自分が感じたことを率先して周囲の人と共有することで、気持ちをシェアしやすい環境ができていく、ということもありそうですね。
まさにそうですね。特に、ジェンダー関連の良くないニュースを見たときに「これは良くないな」と感じたら、なんでそう思ったんだろうということは社内でも共有しますね。このようなことが起きて、こういう理由で良くなかったし、こういう気持ちになったんだ、と第一感情を基に思っていることをシェアできるという意味でも、自分の感情を出して共感し合うという事がやはり大事だと思います。

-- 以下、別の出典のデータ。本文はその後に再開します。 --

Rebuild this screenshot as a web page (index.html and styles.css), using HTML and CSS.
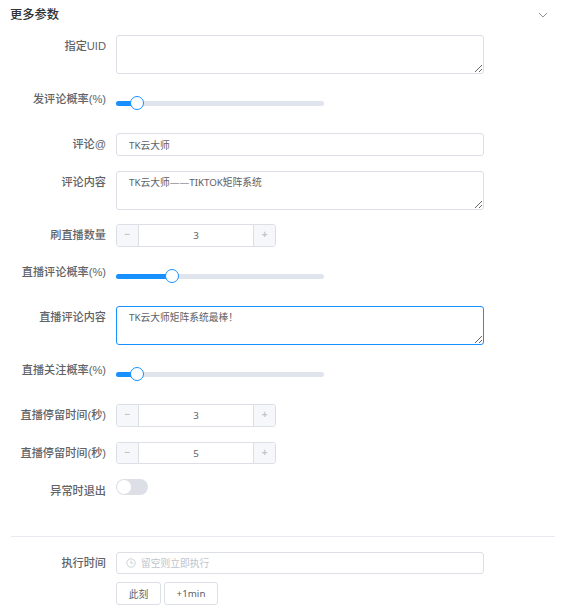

合田さんのお話を聞きながら、自分には心の底で思っていること、感じたことを伝えられる人や場所がどれくらいあるだろうか、と自問自答した。自分が本当に思っていること、感じていることを打ち明けるには、勇気がいる。ときには、その気持ちが正直なものであればあるほどに、分かち合える人が周りにいないこともある。誰だって、自分から切り出すのは心細い。だからこそ、周りにいる人々が率先し、安心できる場所を作ることが欠かせない。1人ひとりの些細な心がけによって、皆が生きやすい、過ごしやすい環境ができていくのだから。
〈合田 文(ごうだ あや)さんプロフィール〉
株式会社TIEWAの設立者として「ジェンダー平等の実現」などの社会課題をテーマとした事業を行う。共通点でつながる男性同士向けマッチングアプリ「AMBIRD」を運営。広告制作からワークショップまで、クリエイティブの力で社会課題と企業課題の交差点になるようなコンサルティングを行う傍ら、LGBTQ+やフェミニズムについてマンガでわかるメディア「パレットーク」編集長をつとめる。2020年、Forbes 30 UNDER 30 JAPANに選出。